Desde hace dos semanas que decidí despedirme de mi larguísima cabellera de sirena, he recibido todo tipo de reacciones y comentarios. La mayoría de ellos, gratamente positivos, lo que me ha arrancado sonrisas de inmensa alegría; pero también, he sido testigo de malas caras, como de decepción y/o silencios al respecto, mismos que también me han arrancado sonrisas.

Llevaba más de un mes dándole vueltas. Fue una idea que sembré en mi cabeza y que cada día se esparcía no muy lentamente hacia mi voluntad y mi deseo. A este hecho se le sumaron todas y cada una de las veces en las que me cachaba haciendo muecas porque tenia que desenredarme el pelo, lo cual demandaba por lo menos 15 minutos de mi tiempo. O las infinitas ocasiones en las que llegaba a mi destino y tenia que quitarme el cinturón de seguridad del coche, después de manejar en el increíble tráfico de la ciudad de México, y mi pelo, invariablemente, sufría de horribles jalones. La última mala experiencia que recuerdo, fue un día antes de cortarlo; había decidido irme en bici a tomar un café con mi BFF, y el estacionamiento de bicis estaba llenísimo, aún así, pude abrirle paso a la mía; con mucho esfuerzo, agachada incómodamente logré ponerle el candado, y cuando intenté levantarme, mi cabello lo impedía; estaba atoradísimo en la cadena de otra bici, como si tuviera vida propia y me estuviera jugando una mala broma. Para mí, ya eran demasiadas señales.

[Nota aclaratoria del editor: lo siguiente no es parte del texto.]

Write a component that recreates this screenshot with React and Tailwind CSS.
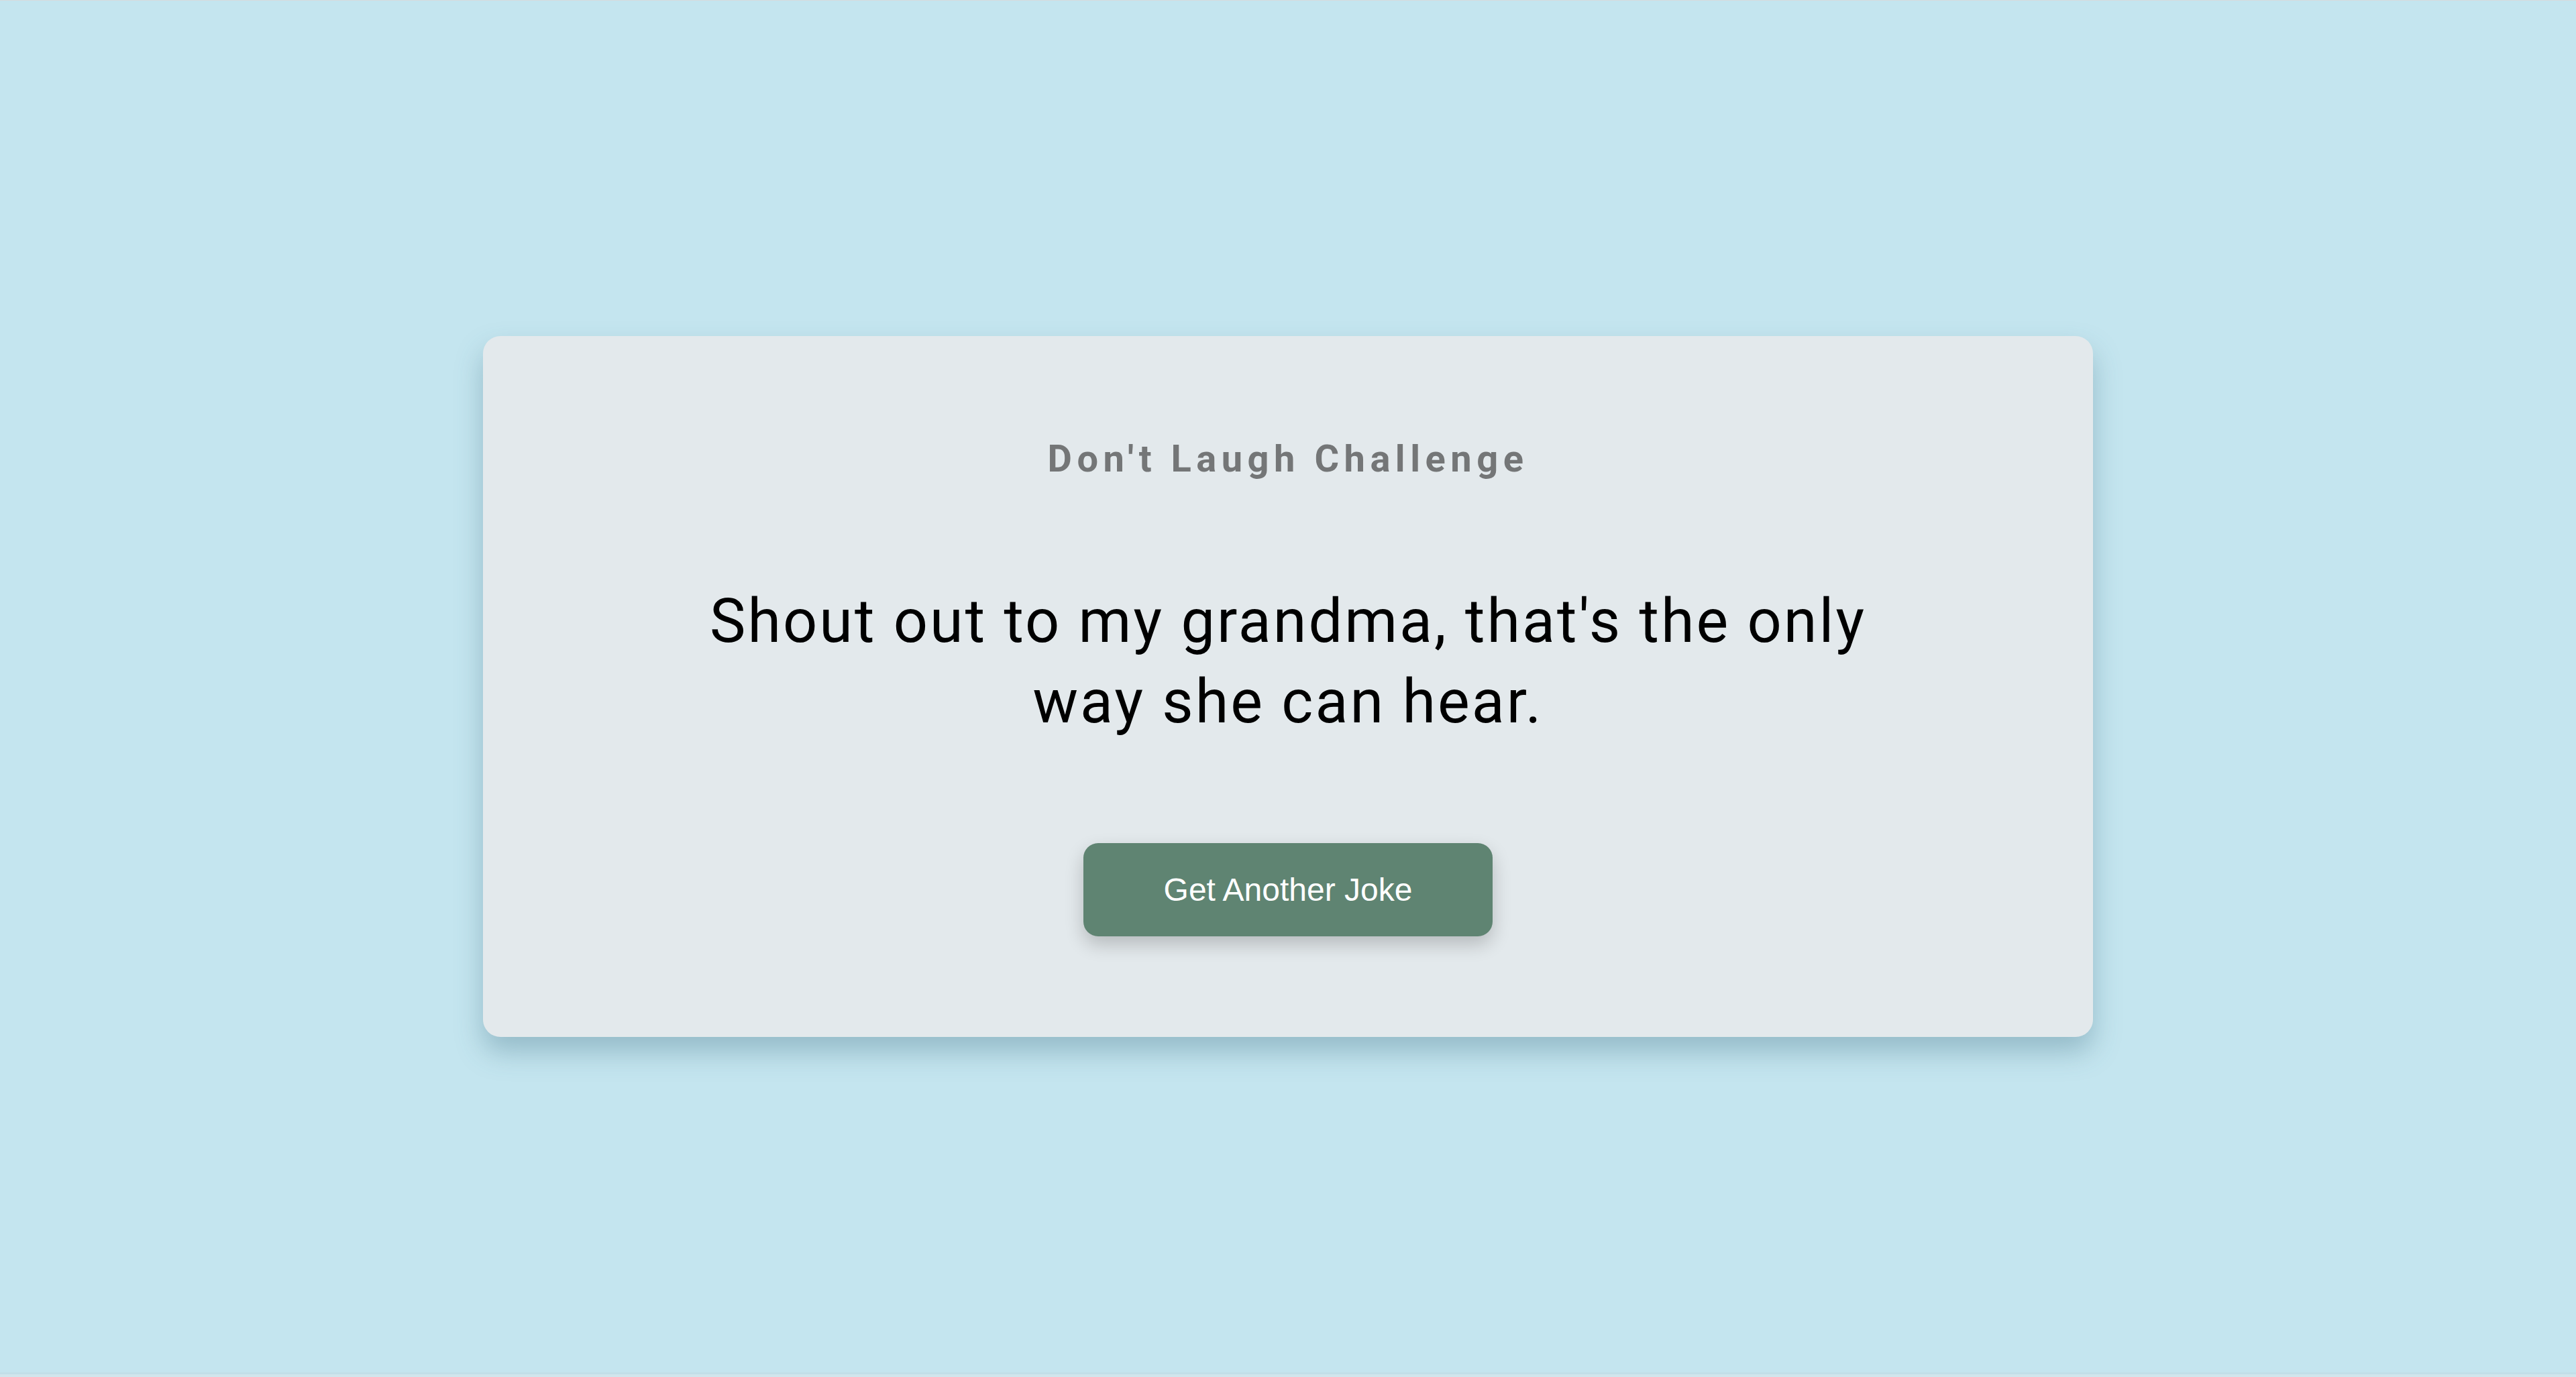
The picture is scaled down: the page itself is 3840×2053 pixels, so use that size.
const joke = "Shout out to my grandma, that's the only way she can hear.";

const App = () => {
  return (
    <div className="flex flex-col h-screen bg-[#c4e5ef] font-['Roboto',sans-serif]">
      <div className="h-px bg-[#d6dbdd]" />
      {/* Main */}
      <div className="flex-1 flex items-center justify-center">
        <div className="w-[2400px] flex flex-col items-center px-[150px] py-[150px] gap-[150px] bg-[#e3e9ec] rounded-[26px] shadow-[0_22px_40px_rgba(60,110,130,0.35)]">
          <h2 className="text-[56px] font-bold text-[#747677] tracking-[7.5px] leading-[66px]">
            Don't Laugh Challenge
          </h2>
          <p className="max-w-[1860px] text-center text-[90px] leading-[120px] text-black tracking-[3px]">
            {joke}
          </p>
          <button className="px-[120px] py-[42px] rounded-[22px] bg-[#5f8472] text-white text-[48px] leading-[55px] font-['Liberation_Sans',Arial,sans-serif] shadow-[0_12px_28px_rgba(0,0,0,0.2)]">
            Get Another Joke
          </button>
        </div>
      </div>
      <div className="h-[7px] bg-[#d0e6ed] border-t-[3px] border-[#c2dfe8]" />
    </div>
  );
};

export default App;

Definitivamente, no me corté el pelo para agradarle a nadie más que mi misma; y pues yo no soy de esas personas que va por la vida, considerando la opinión de los demás para sentirse bien.

Cortarme el pelo ha significado dejar atrás lo pasado; y es la prueba de que no estoy atada ni a costumbres y mucho menos a creencias. 

Y bueno, no puedo dejar de lado que, por mi tipo de cara, «diamante», el pelo corto me hace favores si de imagen hablamos.